In the interview, he also mentioned that while the ‘reach out’ and ‘build up’ part of the OCF vision easily attained consensus due to the evangelistic nature of the Fellowship, the ‘send back’ part was more contested. Some students believed that Asia was the place in need (as many [English-speaking] churches there were liberal in theological orientation and in need of revival, as well as because many were un-evangelised in Asia), while others argued that with the founding of OCF and the increase in number of Asian students, the need lay in Australia. LC chose not to take sides but to affirm the validity of both views, opining that a multiplicity of views should be accommodated in this part of the vision and it was not necessary to take a hard position on it. From his perspective, taking a hard view would lead to narrowness and there was no need to fall into such a position.
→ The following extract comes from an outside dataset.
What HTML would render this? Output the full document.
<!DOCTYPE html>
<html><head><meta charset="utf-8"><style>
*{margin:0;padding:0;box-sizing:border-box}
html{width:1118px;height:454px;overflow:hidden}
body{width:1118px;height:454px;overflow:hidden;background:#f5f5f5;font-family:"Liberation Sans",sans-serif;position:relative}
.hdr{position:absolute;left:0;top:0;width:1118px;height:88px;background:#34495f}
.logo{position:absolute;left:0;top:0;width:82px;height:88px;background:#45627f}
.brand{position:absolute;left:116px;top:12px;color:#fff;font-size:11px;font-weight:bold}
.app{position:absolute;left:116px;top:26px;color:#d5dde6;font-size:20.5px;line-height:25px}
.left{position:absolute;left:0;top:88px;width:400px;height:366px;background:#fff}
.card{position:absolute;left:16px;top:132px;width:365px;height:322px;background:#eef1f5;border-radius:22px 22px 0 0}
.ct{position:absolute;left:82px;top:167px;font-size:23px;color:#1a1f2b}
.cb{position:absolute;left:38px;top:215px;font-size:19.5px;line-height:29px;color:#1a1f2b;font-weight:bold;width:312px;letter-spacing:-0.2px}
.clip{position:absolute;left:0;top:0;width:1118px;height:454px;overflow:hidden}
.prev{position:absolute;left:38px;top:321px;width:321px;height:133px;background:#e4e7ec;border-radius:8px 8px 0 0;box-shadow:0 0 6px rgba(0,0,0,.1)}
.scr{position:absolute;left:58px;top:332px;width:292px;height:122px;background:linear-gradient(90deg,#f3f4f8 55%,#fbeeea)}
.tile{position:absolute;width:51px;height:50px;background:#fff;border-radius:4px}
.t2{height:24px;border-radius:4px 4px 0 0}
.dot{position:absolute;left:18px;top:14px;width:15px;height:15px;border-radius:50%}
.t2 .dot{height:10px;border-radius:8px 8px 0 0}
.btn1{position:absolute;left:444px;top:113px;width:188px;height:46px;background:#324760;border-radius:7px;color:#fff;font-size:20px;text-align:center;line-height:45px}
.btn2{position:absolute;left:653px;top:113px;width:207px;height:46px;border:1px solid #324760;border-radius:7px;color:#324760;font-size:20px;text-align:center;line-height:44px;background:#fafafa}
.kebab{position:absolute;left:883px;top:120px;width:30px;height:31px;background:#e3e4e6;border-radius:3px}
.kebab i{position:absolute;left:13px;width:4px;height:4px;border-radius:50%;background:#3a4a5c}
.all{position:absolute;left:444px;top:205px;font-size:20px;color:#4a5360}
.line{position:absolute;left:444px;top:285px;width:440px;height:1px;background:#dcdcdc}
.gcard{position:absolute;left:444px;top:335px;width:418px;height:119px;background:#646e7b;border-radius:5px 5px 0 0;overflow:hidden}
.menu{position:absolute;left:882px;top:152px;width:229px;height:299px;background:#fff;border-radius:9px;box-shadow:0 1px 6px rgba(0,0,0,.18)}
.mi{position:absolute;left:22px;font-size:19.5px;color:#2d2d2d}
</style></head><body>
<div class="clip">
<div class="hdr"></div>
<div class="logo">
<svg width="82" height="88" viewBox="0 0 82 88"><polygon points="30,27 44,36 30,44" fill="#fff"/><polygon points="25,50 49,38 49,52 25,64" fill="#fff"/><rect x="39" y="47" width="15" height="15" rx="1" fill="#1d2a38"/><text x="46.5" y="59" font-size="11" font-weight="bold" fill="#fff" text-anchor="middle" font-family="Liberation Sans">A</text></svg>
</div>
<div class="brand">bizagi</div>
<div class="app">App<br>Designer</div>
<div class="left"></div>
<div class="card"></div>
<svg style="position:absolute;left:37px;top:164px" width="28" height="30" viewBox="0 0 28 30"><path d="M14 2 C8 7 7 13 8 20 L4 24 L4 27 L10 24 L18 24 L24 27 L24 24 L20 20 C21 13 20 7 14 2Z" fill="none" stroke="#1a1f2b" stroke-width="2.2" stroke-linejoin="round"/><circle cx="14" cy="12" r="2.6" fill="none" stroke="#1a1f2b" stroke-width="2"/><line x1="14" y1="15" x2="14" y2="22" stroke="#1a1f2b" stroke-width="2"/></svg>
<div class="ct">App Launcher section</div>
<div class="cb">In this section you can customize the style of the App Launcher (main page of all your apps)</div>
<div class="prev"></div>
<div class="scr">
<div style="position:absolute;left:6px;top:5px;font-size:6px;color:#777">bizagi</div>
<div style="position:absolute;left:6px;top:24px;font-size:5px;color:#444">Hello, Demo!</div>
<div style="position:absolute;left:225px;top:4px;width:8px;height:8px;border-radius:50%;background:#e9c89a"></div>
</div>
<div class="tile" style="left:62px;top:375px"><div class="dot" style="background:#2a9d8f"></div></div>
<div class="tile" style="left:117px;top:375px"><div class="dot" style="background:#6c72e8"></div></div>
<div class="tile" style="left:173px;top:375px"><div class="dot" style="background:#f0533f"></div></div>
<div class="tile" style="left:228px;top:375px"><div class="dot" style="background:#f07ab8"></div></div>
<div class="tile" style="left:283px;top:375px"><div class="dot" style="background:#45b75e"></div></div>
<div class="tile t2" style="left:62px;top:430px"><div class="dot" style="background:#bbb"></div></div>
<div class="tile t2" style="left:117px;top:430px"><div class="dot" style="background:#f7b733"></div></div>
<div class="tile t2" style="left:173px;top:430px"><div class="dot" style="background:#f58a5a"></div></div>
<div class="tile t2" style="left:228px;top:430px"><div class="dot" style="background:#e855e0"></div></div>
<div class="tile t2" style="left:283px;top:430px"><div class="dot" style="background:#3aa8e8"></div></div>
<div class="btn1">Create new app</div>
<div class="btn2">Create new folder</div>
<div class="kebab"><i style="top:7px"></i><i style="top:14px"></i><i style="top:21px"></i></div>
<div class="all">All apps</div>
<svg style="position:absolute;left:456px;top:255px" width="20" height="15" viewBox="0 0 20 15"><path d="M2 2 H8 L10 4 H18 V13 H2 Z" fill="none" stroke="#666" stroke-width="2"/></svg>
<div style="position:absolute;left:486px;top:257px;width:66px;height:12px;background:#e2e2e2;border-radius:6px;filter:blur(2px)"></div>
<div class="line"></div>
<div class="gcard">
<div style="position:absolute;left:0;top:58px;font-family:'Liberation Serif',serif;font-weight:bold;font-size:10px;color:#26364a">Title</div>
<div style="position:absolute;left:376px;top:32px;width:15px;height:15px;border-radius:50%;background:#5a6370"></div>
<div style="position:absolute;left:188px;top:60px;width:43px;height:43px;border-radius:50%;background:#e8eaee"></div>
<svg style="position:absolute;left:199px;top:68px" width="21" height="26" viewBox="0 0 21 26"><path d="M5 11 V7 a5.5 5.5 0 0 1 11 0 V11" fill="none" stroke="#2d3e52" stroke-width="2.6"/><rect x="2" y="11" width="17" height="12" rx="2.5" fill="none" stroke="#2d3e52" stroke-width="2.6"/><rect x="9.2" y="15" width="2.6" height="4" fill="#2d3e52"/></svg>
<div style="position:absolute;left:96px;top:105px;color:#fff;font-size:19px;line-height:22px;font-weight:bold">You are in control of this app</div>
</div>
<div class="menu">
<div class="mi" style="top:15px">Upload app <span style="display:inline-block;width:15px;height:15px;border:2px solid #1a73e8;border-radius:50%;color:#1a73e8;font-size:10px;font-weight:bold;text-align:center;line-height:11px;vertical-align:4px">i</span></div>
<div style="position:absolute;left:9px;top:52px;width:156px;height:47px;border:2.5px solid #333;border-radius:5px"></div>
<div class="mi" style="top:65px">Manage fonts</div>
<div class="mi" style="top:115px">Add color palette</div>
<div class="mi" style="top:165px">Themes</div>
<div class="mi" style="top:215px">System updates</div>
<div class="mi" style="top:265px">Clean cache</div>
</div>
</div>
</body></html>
I found LC to be a candid, but also sharp and nuanced interviewee who could give very insightful accounts of his time in OCF and linked it to broader trends in his historical time. I believe that someone should also interview him on other aspects of his life—his Colombo Plan Scholarship experience, his career path in Australia and Singapore, his time as the President of Evangelical Union in Sydney University, and his leadership of Christian institutions in Singapore and across the world.